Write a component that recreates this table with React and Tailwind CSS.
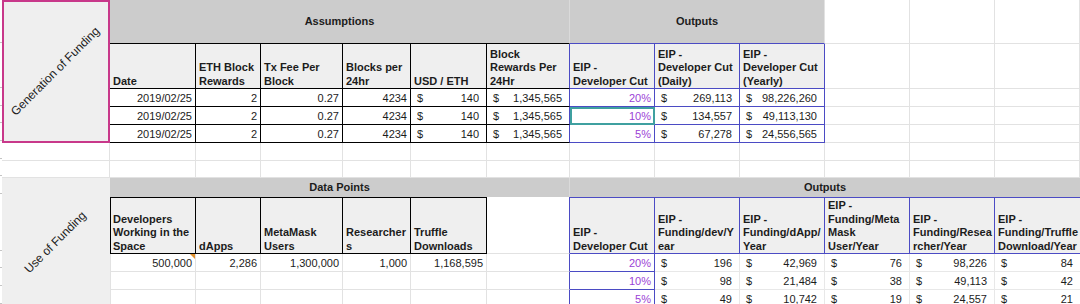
import React from 'react';

const ROWS = [44, 45, 18, 18, 18, 18, 17, 19, 57, 18, 18, 18];

function C({ className = '', children }) {
  return <div className={'min-w-0 min-h-0 overflow-hidden box-border ' + className}>{children}</div>;
}

const gl = 'border-r border-b border-[#e2e2e2]';
const blackHdr = 'bg-[#efefef] border-r border-b border-black flex items-end px-[3px] font-bold';
const purpHdr = 'bg-[#efefef] border-r border-b border-[#4b4bc4] flex items-end px-[3px] font-bold';
const blackNum = 'border-r border-b border-black flex items-end justify-end px-[3px] pb-[1px]';
const moneyCls = 'flex items-end justify-between pl-[6px] pr-[7px] pb-[1px]';

function Money({ v, className }) {
  return (
    <C className={moneyCls + ' ' + className}>
      <span>$</span>
      <span>{v}</span>
    </C>
  );
}

const top = [
  ['20%', '269,113', '98,226,260'],
  ['10%', '134,557', '49,113,130'],
  ['5%', '67,278', '24,556,565'],
];

const low = [
  ['20%', '196', '42,969', '76', '98,226', '84'],
  ['10%', '98', '21,484', '38', '49,113', '42'],
  ['5%', '49', '10,742', '19', '24,557', '21'],
];

export default function App() {
  return (
    <div className="w-[1080px] h-[304px] overflow-hidden bg-white flex font-['Liberation_Sans',Arial,sans-serif] text-[11px] leading-[13.4px] text-[#1c1c1c]">
      <div className="w-[2px] shrink-0 flex flex-col">
        {ROWS.map((h, i) => (
          <div key={i} className="border-b border-[#c4c4c4] box-border" style={{ height: h }} />
        ))}
      </div>
      <div className="grid shrink-0 grid-cols-[108px_86px_65px_82px_68px_76px_83px_85px_85px_85px_85px_85px_85px] grid-rows-[44px_45px_18px_18px_18px_18px_17px_19px_57px_18px_18px_18px]">
        {/* Row 1 */}
        <C className="row-span-5 border-2 border-[#c8388a] bg-[#efefef] flex items-center justify-center">
          <span className="shrink-0 -rotate-45 whitespace-nowrap text-[12px]">Generation of Funding</span>
        </C>
        <C className="col-span-6 bg-[#cccccc] border-r border-b border-r-[#dadada] border-b-black flex items-center justify-center font-bold">
          Assumptions
        </C>
        <C className="col-span-3 bg-[#cccccc] border-r border-b border-r-[#e2e2e2] border-b-[#4b4bc4] flex items-center justify-center font-bold">
          Outputs
        </C>
        <C className={gl} />
        <C className={gl} />
        <C className={gl} />

        {/* Row 2 headers */}
        <C className={blackHdr}>Date</C>
        <C className={blackHdr}>
          <span>ETH Block<br />Rewards</span>
        </C>
        <C className={blackHdr}>
          <span>Tx Fee Per<br />Block</span>
        </C>
        <C className={blackHdr}>
          <span>Blocks per<br />24hr</span>
        </C>
        <C className={blackHdr}>USD / ETH</C>
        <C className="bg-[#efefef] border-r border-b border-r-[#4b4bc4] border-b-black flex items-end px-[3px] font-bold">
          <span>Block<br />Rewards Per<br />24Hr</span>
        </C>
        <C className={purpHdr}>
          <span>EIP -<br />Developer Cut</span>
        </C>
        <C className={purpHdr}>
          <span>EIP -<br />Developer Cut<br />(Daily)</span>
        </C>
        <C className={purpHdr}>
          <span>EIP -<br />Developer Cut<br />(Yearly)</span>
        </C>
        <C className={gl} />
        <C className={gl} />
        <C className={gl} />

        {/* Rows 3-5 */}
        {top.map((r, i) => (
          <React.Fragment key={i}>
            <C className={blackNum}>2019/02/25</C>
            <C className={blackNum}>2</C>
            <C className={blackNum}>0.27</C>
            <C className={blackNum}>4234</C>
            <Money v="140" className="border-r border-b border-black" />
            <Money v="1,345,565" className="border-r border-b border-r-[#4b4bc4] border-b-black" />
            <C
              className={
                i === 1
                  ? 'border-r border-b border-[#4b4bc4] flex items-end justify-end px-[3px] pb-[1px] text-[#9b3fd6] outline-2 outline-offset-[-2px] outline-[#3fa0a0]'
                  : 'border-r border-b border-[#4b4bc4] flex items-end justify-end px-[3px] pb-[1px] text-[#9b3fd6]'
              }
            >
              {r[0]}
            </C>
            <Money v={r[1]} className="border-r border-b border-[#4b4bc4]" />
            <Money v={r[2]} className="border-r border-b border-[#4b4bc4]" />
            <C className={gl} />
            <C className={gl} />
            <C className={gl} />
          </React.Fragment>
        ))}

        {/* Rows 6-7 */}
        {Array.from({ length: 26 }).map((_, i) => (
          <C key={'e' + i} className={gl} />
        ))}

        {/* Row 8 */}
        <C className="row-span-5 bg-[#efefef] border-b border-[#e2e2e2] flex items-center justify-center">
          <span className="shrink-0 -rotate-45 whitespace-nowrap text-[12px]">Use of Funding</span>
        </C>
        <C className="col-span-6 bg-[#cccccc] border-r border-r-[#dadada] flex items-center justify-center font-bold">
          Data Points
        </C>
        <C className="col-span-6 bg-[#cccccc] flex items-center justify-center font-bold">Outputs</C>

        {/* Row 9 headers */}
        <C className="bg-[#efefef] border border-black flex items-end px-[2px] font-bold">
          <span>Developers<br />Working in the<br />Space</span>
        </C>
        <C className="bg-[#efefef] border-t border-r border-b border-black flex items-end px-[3px] font-bold">dApps</C>
        <C className="bg-[#efefef] border-t border-r border-b border-black flex items-end px-[3px] font-bold">
          <span>MetaMask<br />Users</span>
        </C>
        <C className="bg-[#efefef] border-t border-r border-b border-black flex items-end px-[3px] font-bold">
          <span>Researcher<br />s</span>
        </C>
        <C className="bg-[#efefef] border-t border-r border-b border-black flex items-end px-[3px] font-bold">
          <span>Truffle<br />Downloads</span>
        </C>
        <C className="border-r border-b border-r-[#4b4bc4] border-b-[#e2e2e2]" />
        <C className="bg-[#efefef] border-t border-r border-b border-[#4b4bc4] flex items-end px-[3px] font-bold">
          <span>EIP -<br />Developer Cut</span>
        </C>
        <C className="bg-[#efefef] border-t border-r border-b border-[#4b4bc4] flex items-end px-[3px] font-bold">
          <span>EIP -<br />Funding/dev/Y<br />ear</span>
        </C>
        <C className="bg-[#efefef] border-t border-r border-b border-[#4b4bc4] flex items-end px-[3px] font-bold">
          <span>EIP -<br />Funding/dApp/<br />Year</span>
        </C>
        <C className="bg-[#efefef] border-t border-r border-b border-[#4b4bc4] flex items-end px-[3px] font-bold">
          <span>EIP -<br />Funding/Meta<br />Mask<br />User/Year</span>
        </C>
        <C className="bg-[#efefef] border-t border-r border-b border-[#4b4bc4] flex items-end px-[3px] font-bold">
          <span>EIP -<br />Funding/Resea<br />rcher/Year</span>
        </C>
        <C className="bg-[#efefef] border-t border-b border-[#4b4bc4] flex items-end px-[3px] font-bold whitespace-nowrap">
          <span>EIP -<br />Funding/Truffle<br />Download/Year</span>
        </C>

        {/* Rows 10-12 */}
        {low.map((r, i) => (
          <React.Fragment key={'l' + i}>
            <C className="relative border-l border-r border-b border-[#e2e2e2] flex items-end justify-end px-[3px] pb-[1px]">
              {i === 0 ? '500,000' : ''}
              {i === 0 && (
                <span className="absolute top-0 right-0 w-0 h-0 border-l-[5px] border-l-transparent border-t-[5px] border-t-[#e0902c]" />
              )}
            </C>
            <C className={gl + ' flex items-end justify-end px-[3px] pb-[1px]'}>{i === 0 ? '2,286' : ''}</C>
            <C className={gl + ' flex items-end justify-end px-[3px] pb-[1px]'}>{i === 0 ? '1,300,000' : ''}</C>
            <C className={gl + ' flex items-end justify-end px-[3px] pb-[1px]'}>{i === 0 ? '1,000' : ''}</C>
            <C className={gl + ' flex items-end justify-end px-[3px] pb-[1px]'}>{i === 0 ? '1,168,595' : ''}</C>
            <C className="border-r border-b border-r-[#4b4bc4] border-b-[#e2e2e2]" />
            <C className="border-r border-b border-[#4b4bc4] flex items-end justify-end px-[3px] pb-[1px] text-[#9b3fd6]">
              {r[0]}
            </C>
            <Money v={r[1]} className="border-r border-b border-[#e8e8e8]" />
            <Money v={r[2]} className="border-r border-b border-[#e8e8e8]" />
            <Money v={r[3]} className="border-r border-b border-[#e8e8e8]" />
            <Money v={r[4]} className="border-r border-b border-[#e8e8e8]" />
            <Money v={r[5]} className="border-b border-[#e8e8e8]" />
          </React.Fragment>
        ))}
      </div>
    </div>
  );
}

◆ ◆ ◆ ◆

Look through the material above and work out how many of its lines contain "React". State the number only.

Answer to this exercise.
6